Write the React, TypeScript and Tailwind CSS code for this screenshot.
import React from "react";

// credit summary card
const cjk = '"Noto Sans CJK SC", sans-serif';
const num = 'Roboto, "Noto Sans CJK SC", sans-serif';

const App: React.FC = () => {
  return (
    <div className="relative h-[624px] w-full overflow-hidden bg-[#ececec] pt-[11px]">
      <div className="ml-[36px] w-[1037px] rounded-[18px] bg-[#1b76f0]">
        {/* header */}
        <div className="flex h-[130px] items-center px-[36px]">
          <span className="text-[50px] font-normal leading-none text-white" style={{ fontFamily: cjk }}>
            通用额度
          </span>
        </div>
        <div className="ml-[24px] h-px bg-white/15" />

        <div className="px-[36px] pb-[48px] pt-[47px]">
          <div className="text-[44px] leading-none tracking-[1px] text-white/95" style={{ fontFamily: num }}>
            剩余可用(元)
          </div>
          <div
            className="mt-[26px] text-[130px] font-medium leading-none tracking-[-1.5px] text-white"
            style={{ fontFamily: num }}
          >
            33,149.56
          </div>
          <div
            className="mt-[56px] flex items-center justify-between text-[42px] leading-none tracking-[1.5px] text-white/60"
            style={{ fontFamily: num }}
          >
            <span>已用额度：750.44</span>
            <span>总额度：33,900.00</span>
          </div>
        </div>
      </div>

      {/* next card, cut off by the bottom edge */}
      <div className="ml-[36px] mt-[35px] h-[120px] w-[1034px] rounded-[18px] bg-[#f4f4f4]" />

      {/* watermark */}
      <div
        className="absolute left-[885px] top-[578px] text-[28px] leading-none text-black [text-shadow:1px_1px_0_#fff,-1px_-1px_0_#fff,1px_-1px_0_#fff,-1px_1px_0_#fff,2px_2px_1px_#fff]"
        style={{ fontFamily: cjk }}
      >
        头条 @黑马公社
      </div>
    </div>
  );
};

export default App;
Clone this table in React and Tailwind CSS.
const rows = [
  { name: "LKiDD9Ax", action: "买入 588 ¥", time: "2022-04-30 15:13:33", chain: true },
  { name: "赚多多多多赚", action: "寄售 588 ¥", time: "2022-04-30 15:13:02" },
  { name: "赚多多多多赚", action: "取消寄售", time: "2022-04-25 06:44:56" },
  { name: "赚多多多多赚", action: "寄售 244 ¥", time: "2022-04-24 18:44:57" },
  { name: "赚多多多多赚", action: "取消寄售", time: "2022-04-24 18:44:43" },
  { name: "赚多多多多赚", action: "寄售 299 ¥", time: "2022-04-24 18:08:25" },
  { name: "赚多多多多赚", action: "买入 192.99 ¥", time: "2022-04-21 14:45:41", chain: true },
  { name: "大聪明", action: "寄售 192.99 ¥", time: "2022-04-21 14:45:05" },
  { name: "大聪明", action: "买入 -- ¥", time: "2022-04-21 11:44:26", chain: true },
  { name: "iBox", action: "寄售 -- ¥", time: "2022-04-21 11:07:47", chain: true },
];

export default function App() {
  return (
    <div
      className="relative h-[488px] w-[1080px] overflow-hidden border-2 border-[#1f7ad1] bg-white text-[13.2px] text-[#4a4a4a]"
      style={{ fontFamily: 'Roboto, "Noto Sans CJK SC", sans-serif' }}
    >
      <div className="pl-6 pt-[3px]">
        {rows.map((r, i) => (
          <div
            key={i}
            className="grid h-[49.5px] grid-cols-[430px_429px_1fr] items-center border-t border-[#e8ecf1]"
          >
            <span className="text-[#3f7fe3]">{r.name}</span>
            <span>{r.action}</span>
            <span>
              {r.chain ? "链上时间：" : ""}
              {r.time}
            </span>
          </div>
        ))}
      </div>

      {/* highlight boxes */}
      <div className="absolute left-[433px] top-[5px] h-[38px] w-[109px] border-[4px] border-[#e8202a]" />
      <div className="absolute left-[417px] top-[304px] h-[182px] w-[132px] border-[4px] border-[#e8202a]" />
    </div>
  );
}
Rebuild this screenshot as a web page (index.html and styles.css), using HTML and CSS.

- [To do] The line containing "Clone this table in React and Tailwind CSS." and every line after it, through the end of the records, should be repeated exactly and alone.

- [Output below]
Clone this table in React and Tailwind CSS.
const rows = [
  { name: "LKiDD9Ax", action: "买入 588 ¥", time: "2022-04-30 15:13:33", chain: true },
  { name: "赚多多多多赚", action: "寄售 588 ¥", time: "2022-04-30 15:13:02" },
  { name: "赚多多多多赚", action: "取消寄售", time: "2022-04-25 06:44:56" },
  { name: "赚多多多多赚", action: "寄售 244 ¥", time: "2022-04-24 18:44:57" },
  { name: "赚多多多多赚", action: "取消寄售", time: "2022-04-24 18:44:43" },
  { name: "赚多多多多赚", action: "寄售 299 ¥", time: "2022-04-24 18:08:25" },
  { name: "赚多多多多赚", action: "买入 192.99 ¥", time: "2022-04-21 14:45:41", chain: true },
  { name: "大聪明", action: "寄售 192.99 ¥", time: "2022-04-21 14:45:05" },
  { name: "大聪明", action: "买入 -- ¥", time: "2022-04-21 11:44:26", chain: true },
  { name: "iBox", action: "寄售 -- ¥", time: "2022-04-21 11:07:47", chain: true },
];

export default function App() {
  return (
    <div
      className="relative h-[488px] w-[1080px] overflow-hidden border-2 border-[#1f7ad1] bg-white text-[13.2px] text-[#4a4a4a]"
      style={{ fontFamily: 'Roboto, "Noto Sans CJK SC", sans-serif' }}
    >
      <div className="pl-6 pt-[3px]">
        {rows.map((r, i) => (
          <div
            key={i}
            className="grid h-[49.5px] grid-cols-[430px_429px_1fr] items-center border-t border-[#e8ecf1]"
          >
            <span className="text-[#3f7fe3]">{r.name}</span>
            <span>{r.action}</span>
            <span>
              {r.chain ? "链上时间：" : ""}
              {r.time}
            </span>
          </div>
        ))}
      </div>

      {/* highlight boxes */}
      <div className="absolute left-[433px] top-[5px] h-[38px] w-[109px] border-[4px] border-[#e8202a]" />
      <div className="absolute left-[417px] top-[304px] h-[182px] w-[132px] border-[4px] border-[#e8202a]" />
    </div>
  );
}
Rebuild this screenshot as a web page (index.html and styles.css), using HTML and CSS.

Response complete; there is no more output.